Application of Desirability-Based Multiobjective Optimization Techniques to Study the Wear of Al Self-Lubricating Hybrid Nanocomposites

Abstract

In this study, novel Al6061–SiC nanocomposites and Al6061–SiC–Gr hybrid nanocomposites were fabricated by ultrasonic cavitation method by adding silicon carbide (SiC) of 0.8 and 1.6% and graphite (Gr) of 0.5 and 1.0% by weight basis for each casting. A Three-level Box–Behnken design of experiment was developed using response surface methodology. Dry sliding wear tests were performed as per the experimental design using a pin-on disc set-up at room temperature. Analysis of variance (ANOVA) was applied to investigate the influence of process parameters viz., load, sliding distance, wt% reinforcement and their interactions on specific wear rate and coefficient of friction. Further, a mathematical model was formulated by applying response surface method in order to estimate the tribology characteristics such as wear and COF of the hybrid nanocomposites. The specific wear rate and coefficient of friction were significantly influenced by % of SiC followed by % of Gr, load and sliding distance. The wear test parameters were optimized for minimizing specific wear rate and COF using desirability function approach.

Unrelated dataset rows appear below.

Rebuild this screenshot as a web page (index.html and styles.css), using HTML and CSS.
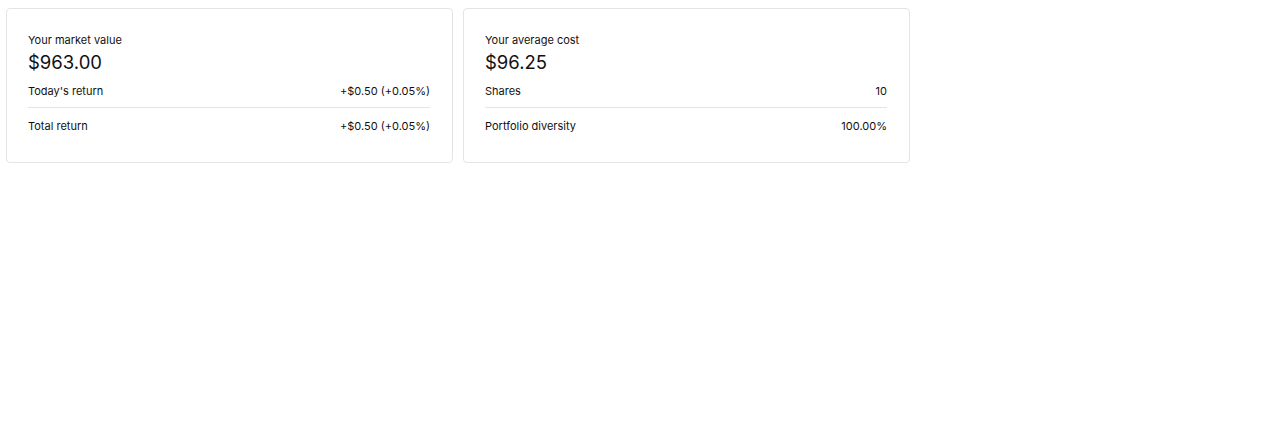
FILE: index.html
```html
<!DOCTYPE html>
<html>
<head>
<meta charset="utf-8">
<link rel="stylesheet" href="styles.css">
</head>
<body>
<div class="cards">
  <section class="card">
    <div class="label">Your market value</div>
    <div class="value">$963.00</div>
    <div class="row"><span>Today's return</span><span>+$0.50 (+0.05%)</span></div>
    <div class="row"><span>Total return</span><span>+$0.50 (+0.05%)</span></div>
  </section>
  <section class="card">
    <div class="label">Your average cost</div>
    <div class="value">$96.25</div>
    <div class="row"><span>Shares</span><span>10</span></div>
    <div class="row"><span>Portfolio diversity</span><span>100.00%</span></div>
  </section>
</div>
</body>
</html>
```
FILE: styles.css
```css
html, body {
  margin: 0;
  background: #fff;
}
body {
  font-family: Inter, "Noto Sans", sans-serif;
  color: #111;
}
.cards {
  display: grid;
  grid-template-columns: 447px 447px;
  gap: 10px;
  padding: 8px 0 0 6px;
}
.card {
  box-sizing: border-box;
  height: 155px;
  border: 1px solid #e4e4e4;
  border-radius: 4px;
  padding: 23px 22px 0 21px;
}
.label {
  font-size: 11px;
  line-height: 16px;
}
.value {
  margin-top: 2px;
  font-size: 18.5px;
  line-height: 24px;
}
.row {
  display: flex;
  justify-content: space-between;
  font-size: 11px;
  line-height: 16px;
  padding: 9px 0 8px;
}
.row + .row {
  border-top: 1px solid #e4e4e4;
  padding-top: 10px;
}
```
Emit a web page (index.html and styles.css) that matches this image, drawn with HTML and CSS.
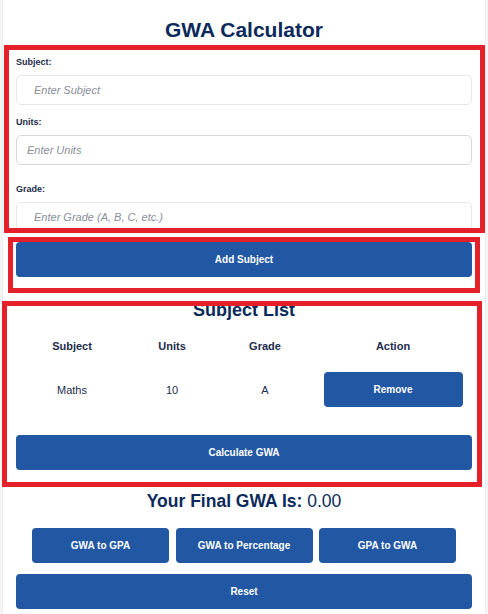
FILE: index.html
```html
<!DOCTYPE html>
<html lang="en">
<head>
<meta charset="utf-8">
<title>GWA Calculator</title>
<link rel="stylesheet" href="styles.css">
</head>
<body>
<div class="page">
  <main class="calc">
    <h1 class="title">GWA Calculator</h1>
    <div class="form">
      <label class="field-label" for="subject">Subject:</label>
      <input id="subject" class="field field-subject" type="text" placeholder="Enter Subject">
      <label class="field-label label-units" for="units">Units:</label>
      <input id="units" class="field field-units" type="text" placeholder="Enter Units">
      <label class="field-label label-grade" for="grade">Grade:</label>
      <input id="grade" class="field field-grade" type="text" placeholder="Enter Grade (A, B, C, etc.)">
    </div>
    <button class="btn btn-wide btn-add">Add Subject</button>
    <h2 class="list-title">Subject List</h2>
    <div class="table">
      <div class="th">Subject</div>
      <div class="th">Units</div>
      <div class="th">Grade</div>
      <div class="th">Action</div>
      <div class="td">Maths</div>
      <div class="td">10</div>
      <div class="td">A</div>
      <div class="td"><button class="btn btn-remove">Remove</button></div>
    </div>
    <button class="btn btn-wide btn-calc">Calculate GWA</button>
    <p class="result">Your Final GWA Is: <span class="result-value">0.00</span></p>
    <div class="convert">
      <button class="btn btn-convert">GWA to GPA</button>
      <button class="btn btn-convert">GWA to Percentage</button>
      <button class="btn btn-convert">GPA to GWA</button>
    </div>
    <button class="btn btn-wide btn-reset">Reset</button>
  </main>
  <div class="mark mark-form"></div>
  <div class="mark mark-add"></div>
  <div class="mark mark-list"></div>
</div>
</body>
</html>
```

FILE: styles.css
```css
* { box-sizing: border-box; }
html, body { margin: 0; padding: 0; }
body {
  background: #f4f5f7;
  font-family: "Liberation Sans", Arial, sans-serif;
  color: #0b2a5b;
}
.page { position: relative; width: 488px; height: 614px; overflow: hidden; }
.calc {
  margin: 0 2px;
  width: 484px;
  min-height: 614px;
  background: #fff;
  border-left: 1px solid #ececec;
  border-right: 1px solid #ececec;
  padding: 18px 13px 0;
}
.title {
  margin: 0;
  font-size: 21px;
  line-height: 24px;
  font-weight: bold;
  text-align: center;
  color: #0b2a5b;
}
.form { margin-top: 14px; }
.field-label {
  display: block;
  font-size: 9px;
  line-height: 12px;
  font-weight: bold;
  color: #1c2b4a;
  margin-bottom: 7px;
}
.label-units { margin-top: 11px; }
.label-grade { margin-top: 18px; }
.field {
  display: block;
  width: 100%;
  height: 30px;
  margin: 0;
  border: 1px solid #e6e7ea;
  border-radius: 5px;
  background: #fff;
  font-family: "Liberation Sans", Arial, sans-serif;
  font-size: 11px;
  padding: 0 10px 0 17px;
  color: #333;
}
.field-units { padding-left: 10px; border-color: #d6d8dc; }
.field::placeholder { color: #8a8f99; font-style: italic; }
.btn {
  display: block;
  height: 35px;
  border: none;
  border-radius: 4px;
  background: #2157a3;
  color: #fff;
  font-family: "Liberation Sans", Arial, sans-serif;
  font-size: 10px;
  font-weight: bold;
  padding: 0;
}
.btn-wide { width: 100%; }
.btn-add { margin-top: 10px; }
.list-title {
  margin: 22px 0 0;
  font-size: 18px;
  line-height: 22px;
  font-weight: bold;
  text-align: center;
  color: #0b2a5b;
}
.table {
  margin-top: 18px;
  display: grid;
  grid-template-columns: 112px 88px 98px 158px;
  row-gap: 19px;
  align-items: center;
}
.th {
  text-align: center;
  font-size: 11px;
  line-height: 14px;
  font-weight: bold;
  color: #1d2b4d;
}
.td {
  display: flex;
  justify-content: center;
  align-items: center;
  font-size: 11px;
  color: #1d2b4d;
}
.btn-remove { width: 139px; font-size: 10px; }
.btn-calc { margin-top: 28px; }
.result {
  margin: 21px 0 0;
  font-size: 17.5px;
  line-height: 21px;
  font-weight: bold;
  text-align: center;
  color: #0b2a5b;
}
.result-value { font-weight: normal; color: #0b2a5b; }
.convert {
  margin-top: 16px;
  display: flex;
  justify-content: center;
  gap: 6.5px;
}
.btn-convert { width: 137px; }
.btn-reset { margin-top: 11px; }
.mark {
  position: absolute;
  border: 5px solid #e4202a;
  pointer-events: none;
}
.mark-form { left: 4px; top: 45px; width: 481px; height: 188px; }
.mark-add { left: 8px; top: 237px; width: 472px; height: 56px; }
.mark-list { left: 2px; top: 301px; width: 480px; height: 186px; }
```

A set of optimum parameter of combination for AMMNC was identified as: SiC 1.36wt%; Gr 0.63 wt%; load 35.65 N and sliding distance 2848 m with specific wear rate of 0.517 g/N-m; coefficient of friction 0.181. The AFM image of Al6061–1.36SiC–0.63Gr hybrid nanocomposite at optimized condition confirmed the improvement in the wear surface smoothness of the hybrid nanocomposite compared to Al6061–SiC nanocomposites.